======== RECORDS FOR THE TASK ========

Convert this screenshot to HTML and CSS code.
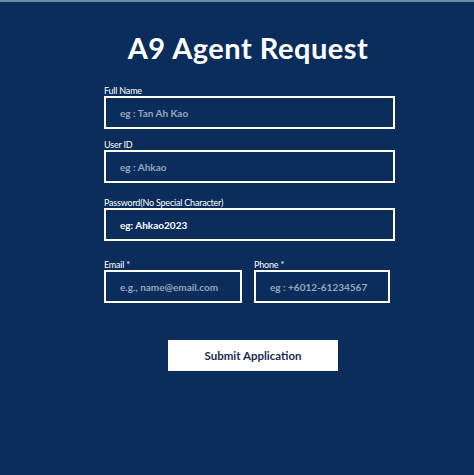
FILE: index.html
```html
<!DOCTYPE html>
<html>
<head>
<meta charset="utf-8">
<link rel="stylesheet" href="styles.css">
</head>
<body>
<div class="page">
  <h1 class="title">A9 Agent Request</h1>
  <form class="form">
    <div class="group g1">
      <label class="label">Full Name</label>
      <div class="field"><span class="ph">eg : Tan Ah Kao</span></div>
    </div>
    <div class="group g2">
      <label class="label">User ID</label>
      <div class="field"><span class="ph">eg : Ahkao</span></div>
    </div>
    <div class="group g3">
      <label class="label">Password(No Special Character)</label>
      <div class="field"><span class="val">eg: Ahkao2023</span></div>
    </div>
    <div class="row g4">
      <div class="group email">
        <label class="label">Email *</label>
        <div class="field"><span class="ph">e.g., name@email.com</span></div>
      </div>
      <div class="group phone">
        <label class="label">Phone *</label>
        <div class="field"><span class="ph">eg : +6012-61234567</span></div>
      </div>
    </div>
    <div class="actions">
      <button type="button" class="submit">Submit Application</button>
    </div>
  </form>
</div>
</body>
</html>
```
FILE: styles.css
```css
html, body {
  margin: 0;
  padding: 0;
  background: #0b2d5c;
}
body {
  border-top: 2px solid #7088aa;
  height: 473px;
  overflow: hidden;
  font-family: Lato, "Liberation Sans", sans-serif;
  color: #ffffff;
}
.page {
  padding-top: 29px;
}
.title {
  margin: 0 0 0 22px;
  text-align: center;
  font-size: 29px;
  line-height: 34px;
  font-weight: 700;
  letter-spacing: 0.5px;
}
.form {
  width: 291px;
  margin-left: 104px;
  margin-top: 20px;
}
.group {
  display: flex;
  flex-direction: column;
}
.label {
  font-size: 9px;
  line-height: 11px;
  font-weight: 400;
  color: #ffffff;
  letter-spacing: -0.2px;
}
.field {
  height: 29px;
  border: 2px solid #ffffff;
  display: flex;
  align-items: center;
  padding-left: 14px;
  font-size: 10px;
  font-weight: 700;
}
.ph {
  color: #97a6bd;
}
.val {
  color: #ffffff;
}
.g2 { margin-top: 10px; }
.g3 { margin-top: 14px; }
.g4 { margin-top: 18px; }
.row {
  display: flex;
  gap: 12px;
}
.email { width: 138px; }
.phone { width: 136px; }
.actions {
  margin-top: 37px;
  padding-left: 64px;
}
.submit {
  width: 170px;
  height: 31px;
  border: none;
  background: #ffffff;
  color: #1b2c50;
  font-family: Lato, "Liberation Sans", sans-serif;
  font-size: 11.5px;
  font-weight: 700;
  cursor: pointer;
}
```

========
======== RECORDS FOR THE TASK ========

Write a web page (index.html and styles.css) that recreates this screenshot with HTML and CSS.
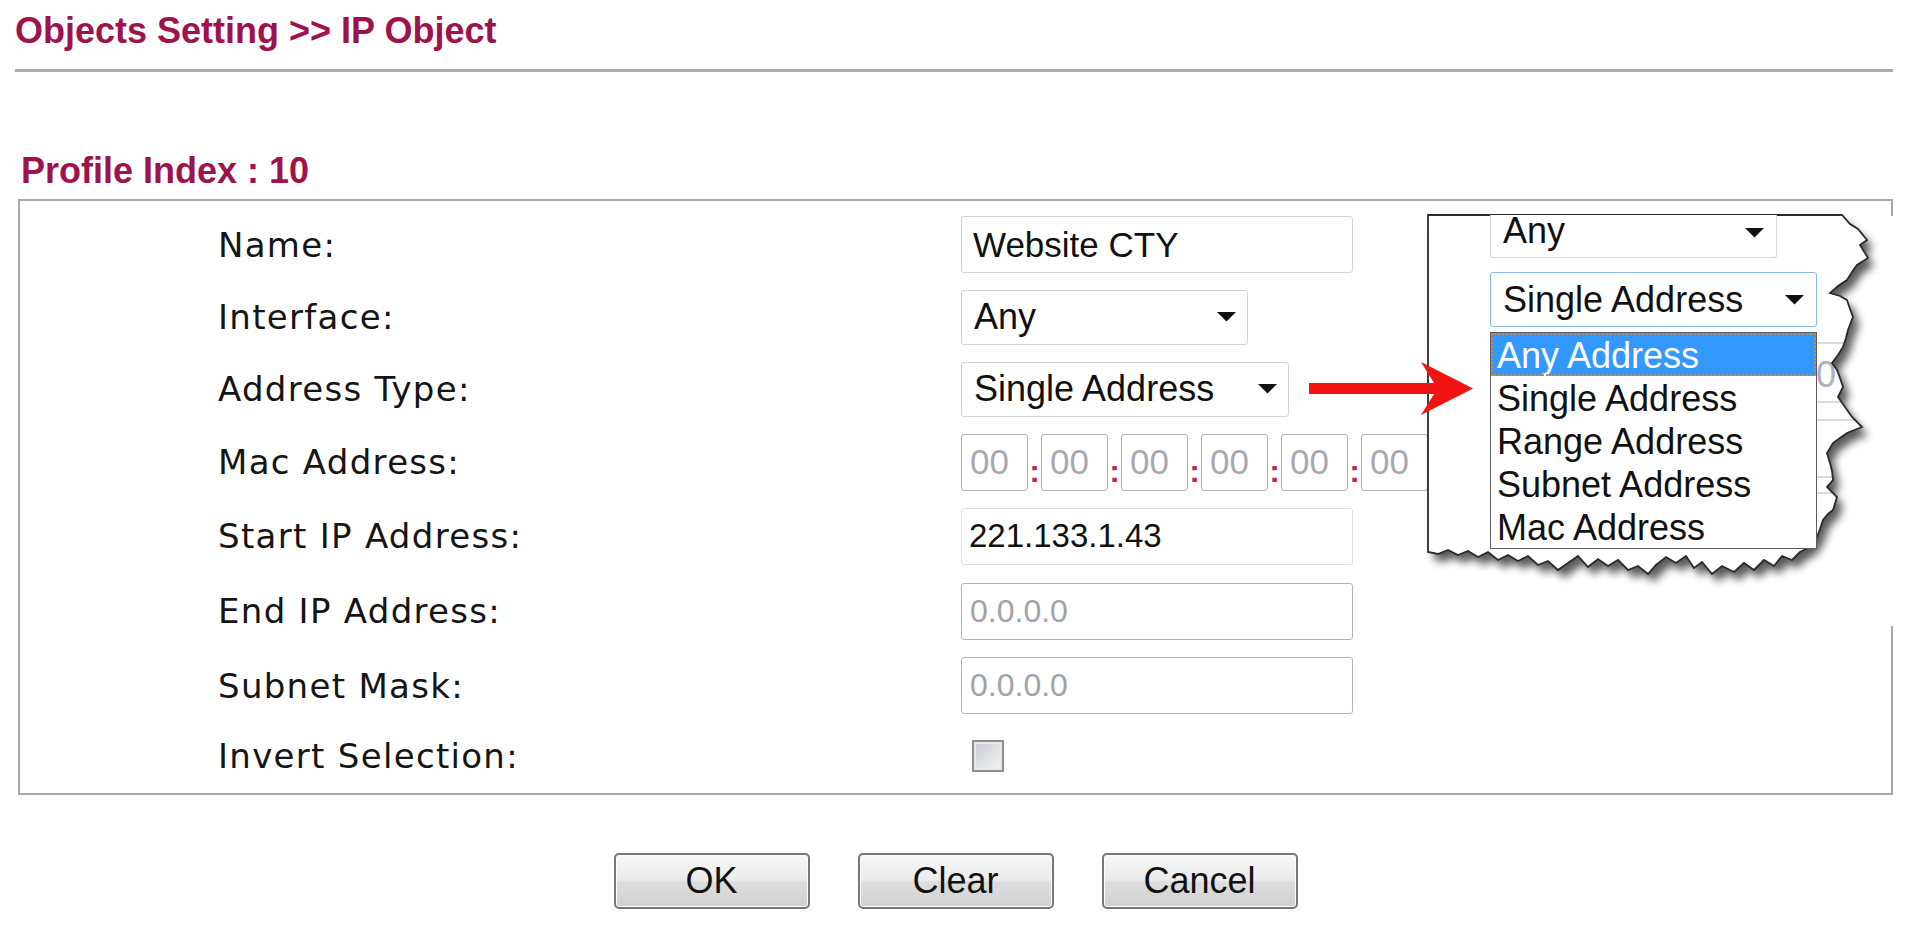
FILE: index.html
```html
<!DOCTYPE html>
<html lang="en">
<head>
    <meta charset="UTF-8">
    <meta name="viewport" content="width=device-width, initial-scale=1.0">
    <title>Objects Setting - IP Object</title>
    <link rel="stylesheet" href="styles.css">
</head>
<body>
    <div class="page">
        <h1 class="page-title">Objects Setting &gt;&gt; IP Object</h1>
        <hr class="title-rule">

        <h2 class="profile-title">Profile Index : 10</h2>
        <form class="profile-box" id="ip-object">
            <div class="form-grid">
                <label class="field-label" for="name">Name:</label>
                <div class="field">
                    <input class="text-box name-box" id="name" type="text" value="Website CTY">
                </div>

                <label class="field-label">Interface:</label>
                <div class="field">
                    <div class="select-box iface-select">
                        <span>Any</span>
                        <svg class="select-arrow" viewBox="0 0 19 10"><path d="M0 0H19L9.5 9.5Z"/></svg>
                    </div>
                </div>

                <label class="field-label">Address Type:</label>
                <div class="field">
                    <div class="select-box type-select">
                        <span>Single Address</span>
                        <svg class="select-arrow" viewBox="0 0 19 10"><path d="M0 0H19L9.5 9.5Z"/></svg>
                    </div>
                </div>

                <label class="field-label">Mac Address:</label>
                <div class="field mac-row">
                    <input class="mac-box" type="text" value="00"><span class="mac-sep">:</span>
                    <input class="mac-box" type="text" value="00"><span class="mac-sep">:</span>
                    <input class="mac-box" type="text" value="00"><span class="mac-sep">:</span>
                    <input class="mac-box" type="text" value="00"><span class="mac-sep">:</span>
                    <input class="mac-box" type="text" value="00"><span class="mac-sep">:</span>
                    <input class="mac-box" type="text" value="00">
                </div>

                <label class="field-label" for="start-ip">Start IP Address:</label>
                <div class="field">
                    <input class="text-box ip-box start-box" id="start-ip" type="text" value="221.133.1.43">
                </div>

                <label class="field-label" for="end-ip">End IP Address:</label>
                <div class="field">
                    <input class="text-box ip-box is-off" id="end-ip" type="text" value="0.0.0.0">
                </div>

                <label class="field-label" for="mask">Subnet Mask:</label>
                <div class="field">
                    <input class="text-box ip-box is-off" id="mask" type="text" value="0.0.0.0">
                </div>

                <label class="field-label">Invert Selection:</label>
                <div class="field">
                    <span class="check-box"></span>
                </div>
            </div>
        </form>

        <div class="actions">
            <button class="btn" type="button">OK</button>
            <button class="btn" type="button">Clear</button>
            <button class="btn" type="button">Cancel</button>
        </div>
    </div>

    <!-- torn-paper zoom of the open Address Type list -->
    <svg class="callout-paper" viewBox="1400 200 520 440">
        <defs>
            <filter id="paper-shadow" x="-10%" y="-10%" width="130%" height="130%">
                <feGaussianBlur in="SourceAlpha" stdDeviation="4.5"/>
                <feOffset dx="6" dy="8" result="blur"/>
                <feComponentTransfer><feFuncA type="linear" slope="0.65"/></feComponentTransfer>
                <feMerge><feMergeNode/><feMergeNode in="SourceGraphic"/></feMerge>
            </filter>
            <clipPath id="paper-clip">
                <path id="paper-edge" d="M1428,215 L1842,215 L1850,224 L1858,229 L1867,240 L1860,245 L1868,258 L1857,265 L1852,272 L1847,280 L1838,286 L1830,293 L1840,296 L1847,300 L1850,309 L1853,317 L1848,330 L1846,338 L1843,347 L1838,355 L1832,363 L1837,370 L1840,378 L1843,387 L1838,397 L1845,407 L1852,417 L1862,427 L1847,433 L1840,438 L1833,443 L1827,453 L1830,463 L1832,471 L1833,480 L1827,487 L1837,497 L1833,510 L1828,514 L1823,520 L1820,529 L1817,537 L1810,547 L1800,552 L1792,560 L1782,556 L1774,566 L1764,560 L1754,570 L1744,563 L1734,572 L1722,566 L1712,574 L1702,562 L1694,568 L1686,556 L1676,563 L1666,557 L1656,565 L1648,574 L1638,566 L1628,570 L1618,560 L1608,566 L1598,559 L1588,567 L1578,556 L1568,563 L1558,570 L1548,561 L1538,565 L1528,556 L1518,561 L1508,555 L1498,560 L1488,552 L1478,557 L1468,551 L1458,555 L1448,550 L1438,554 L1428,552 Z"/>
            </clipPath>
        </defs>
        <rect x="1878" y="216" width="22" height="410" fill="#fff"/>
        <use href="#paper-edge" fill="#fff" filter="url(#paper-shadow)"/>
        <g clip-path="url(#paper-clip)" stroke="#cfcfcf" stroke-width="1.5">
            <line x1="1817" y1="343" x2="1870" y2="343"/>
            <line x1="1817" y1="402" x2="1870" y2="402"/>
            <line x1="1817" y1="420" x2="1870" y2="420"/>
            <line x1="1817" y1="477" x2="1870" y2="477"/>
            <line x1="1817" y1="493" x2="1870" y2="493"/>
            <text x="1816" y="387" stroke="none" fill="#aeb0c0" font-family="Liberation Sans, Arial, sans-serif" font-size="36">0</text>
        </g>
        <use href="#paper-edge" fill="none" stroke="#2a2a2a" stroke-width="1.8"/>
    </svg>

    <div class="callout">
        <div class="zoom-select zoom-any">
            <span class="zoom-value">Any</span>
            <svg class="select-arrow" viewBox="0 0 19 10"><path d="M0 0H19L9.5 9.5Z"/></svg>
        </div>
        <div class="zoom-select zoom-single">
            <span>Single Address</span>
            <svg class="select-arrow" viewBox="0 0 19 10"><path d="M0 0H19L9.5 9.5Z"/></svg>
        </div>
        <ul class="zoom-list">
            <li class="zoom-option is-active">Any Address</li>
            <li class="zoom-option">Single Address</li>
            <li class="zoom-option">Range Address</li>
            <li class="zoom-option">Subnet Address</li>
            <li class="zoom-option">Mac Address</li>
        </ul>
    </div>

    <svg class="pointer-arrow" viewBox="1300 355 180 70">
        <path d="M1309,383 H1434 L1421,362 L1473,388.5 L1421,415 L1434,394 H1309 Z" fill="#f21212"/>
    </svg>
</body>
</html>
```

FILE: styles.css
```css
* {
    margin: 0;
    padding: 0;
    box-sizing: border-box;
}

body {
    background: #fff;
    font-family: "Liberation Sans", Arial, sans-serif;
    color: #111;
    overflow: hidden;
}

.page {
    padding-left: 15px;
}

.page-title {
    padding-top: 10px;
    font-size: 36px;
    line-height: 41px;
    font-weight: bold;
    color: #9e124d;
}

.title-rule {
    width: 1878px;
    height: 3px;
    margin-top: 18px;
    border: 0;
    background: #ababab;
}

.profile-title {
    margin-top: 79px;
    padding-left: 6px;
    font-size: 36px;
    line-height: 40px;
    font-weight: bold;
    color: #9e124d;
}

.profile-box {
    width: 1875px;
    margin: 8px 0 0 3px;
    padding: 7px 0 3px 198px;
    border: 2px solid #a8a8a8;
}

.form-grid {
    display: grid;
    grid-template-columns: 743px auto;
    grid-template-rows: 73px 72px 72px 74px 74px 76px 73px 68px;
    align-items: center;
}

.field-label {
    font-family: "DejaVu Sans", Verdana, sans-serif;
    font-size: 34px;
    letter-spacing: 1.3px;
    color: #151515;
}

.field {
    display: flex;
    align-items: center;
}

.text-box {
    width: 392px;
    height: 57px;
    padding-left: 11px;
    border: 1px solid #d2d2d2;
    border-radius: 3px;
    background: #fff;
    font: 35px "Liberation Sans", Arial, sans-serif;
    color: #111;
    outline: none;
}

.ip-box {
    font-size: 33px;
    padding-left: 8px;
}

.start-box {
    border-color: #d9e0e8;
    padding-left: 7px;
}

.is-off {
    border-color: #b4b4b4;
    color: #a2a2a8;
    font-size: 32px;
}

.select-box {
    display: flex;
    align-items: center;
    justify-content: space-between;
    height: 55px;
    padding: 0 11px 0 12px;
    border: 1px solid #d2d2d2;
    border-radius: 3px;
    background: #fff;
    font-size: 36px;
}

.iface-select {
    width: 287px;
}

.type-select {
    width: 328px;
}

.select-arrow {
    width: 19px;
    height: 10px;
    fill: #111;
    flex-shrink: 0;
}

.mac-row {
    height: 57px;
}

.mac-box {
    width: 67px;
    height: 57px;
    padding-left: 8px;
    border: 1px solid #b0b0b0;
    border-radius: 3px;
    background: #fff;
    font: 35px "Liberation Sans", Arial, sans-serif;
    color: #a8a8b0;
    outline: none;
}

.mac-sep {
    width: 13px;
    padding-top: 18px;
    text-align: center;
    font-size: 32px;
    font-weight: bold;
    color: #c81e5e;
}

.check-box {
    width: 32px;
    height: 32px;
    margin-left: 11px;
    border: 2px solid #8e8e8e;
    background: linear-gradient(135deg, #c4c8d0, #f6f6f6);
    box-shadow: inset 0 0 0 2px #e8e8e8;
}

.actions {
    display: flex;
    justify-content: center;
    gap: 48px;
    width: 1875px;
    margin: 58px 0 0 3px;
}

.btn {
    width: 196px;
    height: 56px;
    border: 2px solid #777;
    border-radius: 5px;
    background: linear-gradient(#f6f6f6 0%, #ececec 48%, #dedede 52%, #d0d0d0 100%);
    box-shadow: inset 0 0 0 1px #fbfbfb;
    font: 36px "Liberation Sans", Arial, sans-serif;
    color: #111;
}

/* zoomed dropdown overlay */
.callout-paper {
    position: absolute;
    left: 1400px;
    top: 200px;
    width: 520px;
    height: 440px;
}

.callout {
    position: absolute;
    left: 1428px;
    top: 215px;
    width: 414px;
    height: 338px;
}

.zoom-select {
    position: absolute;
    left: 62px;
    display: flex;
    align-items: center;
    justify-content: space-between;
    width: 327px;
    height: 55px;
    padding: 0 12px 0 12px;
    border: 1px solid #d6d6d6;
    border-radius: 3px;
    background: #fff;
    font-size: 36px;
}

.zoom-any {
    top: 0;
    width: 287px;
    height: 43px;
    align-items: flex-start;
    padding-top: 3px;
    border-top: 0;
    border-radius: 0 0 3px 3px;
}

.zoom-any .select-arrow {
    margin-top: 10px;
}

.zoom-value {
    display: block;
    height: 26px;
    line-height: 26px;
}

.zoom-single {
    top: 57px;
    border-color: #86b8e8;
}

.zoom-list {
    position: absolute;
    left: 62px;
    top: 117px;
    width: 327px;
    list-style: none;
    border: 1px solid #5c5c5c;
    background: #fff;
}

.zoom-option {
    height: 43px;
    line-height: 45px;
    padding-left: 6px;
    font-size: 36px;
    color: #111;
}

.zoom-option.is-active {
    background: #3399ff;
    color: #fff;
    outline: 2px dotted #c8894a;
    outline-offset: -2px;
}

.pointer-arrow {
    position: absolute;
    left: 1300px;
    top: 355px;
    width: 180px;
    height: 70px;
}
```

========
======== RECORDS FOR THE TASK ========

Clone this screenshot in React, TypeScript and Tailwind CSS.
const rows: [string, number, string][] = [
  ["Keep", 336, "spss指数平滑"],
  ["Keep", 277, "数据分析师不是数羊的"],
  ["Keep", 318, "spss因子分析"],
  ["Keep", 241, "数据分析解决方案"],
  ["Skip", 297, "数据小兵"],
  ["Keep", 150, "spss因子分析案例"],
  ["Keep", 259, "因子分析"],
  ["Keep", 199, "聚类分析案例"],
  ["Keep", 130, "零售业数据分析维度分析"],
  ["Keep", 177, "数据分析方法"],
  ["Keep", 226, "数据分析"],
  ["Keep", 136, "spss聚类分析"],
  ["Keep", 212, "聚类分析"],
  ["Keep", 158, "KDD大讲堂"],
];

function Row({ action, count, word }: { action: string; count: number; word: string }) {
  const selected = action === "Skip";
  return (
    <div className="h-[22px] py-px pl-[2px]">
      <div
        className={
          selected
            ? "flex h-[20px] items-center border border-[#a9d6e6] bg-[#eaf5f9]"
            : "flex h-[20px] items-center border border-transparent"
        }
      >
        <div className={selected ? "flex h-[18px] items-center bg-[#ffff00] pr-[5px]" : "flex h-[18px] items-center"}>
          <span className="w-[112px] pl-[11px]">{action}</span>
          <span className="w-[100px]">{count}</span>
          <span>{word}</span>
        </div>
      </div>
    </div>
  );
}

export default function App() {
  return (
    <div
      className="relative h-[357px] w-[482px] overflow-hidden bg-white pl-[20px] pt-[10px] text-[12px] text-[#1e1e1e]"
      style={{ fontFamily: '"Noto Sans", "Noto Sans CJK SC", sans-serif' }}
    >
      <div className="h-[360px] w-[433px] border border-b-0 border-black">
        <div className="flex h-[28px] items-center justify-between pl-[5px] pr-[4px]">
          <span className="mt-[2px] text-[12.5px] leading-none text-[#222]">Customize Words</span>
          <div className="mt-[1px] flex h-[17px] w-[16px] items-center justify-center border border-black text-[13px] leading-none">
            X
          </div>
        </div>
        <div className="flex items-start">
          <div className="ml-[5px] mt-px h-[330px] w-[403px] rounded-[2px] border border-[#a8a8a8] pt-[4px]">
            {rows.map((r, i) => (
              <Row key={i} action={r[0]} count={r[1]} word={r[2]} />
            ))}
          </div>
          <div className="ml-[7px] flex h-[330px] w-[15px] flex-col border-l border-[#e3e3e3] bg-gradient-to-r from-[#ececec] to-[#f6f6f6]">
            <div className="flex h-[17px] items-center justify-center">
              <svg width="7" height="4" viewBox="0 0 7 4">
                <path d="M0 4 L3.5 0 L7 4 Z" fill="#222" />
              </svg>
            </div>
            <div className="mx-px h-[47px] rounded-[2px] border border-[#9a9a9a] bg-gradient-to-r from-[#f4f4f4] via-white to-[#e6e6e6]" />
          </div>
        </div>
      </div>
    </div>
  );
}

========

■ **TASK PROMPT**:
Find the lines above holding the word "this" and show them.

■ **FINAL RESULT**:
Convert this screenshot to HTML and CSS code.
Write a web page (index.html and styles.css) that recreates this screenshot with HTML and CSS.
Clone this screenshot in React, TypeScript and Tailwind CSS.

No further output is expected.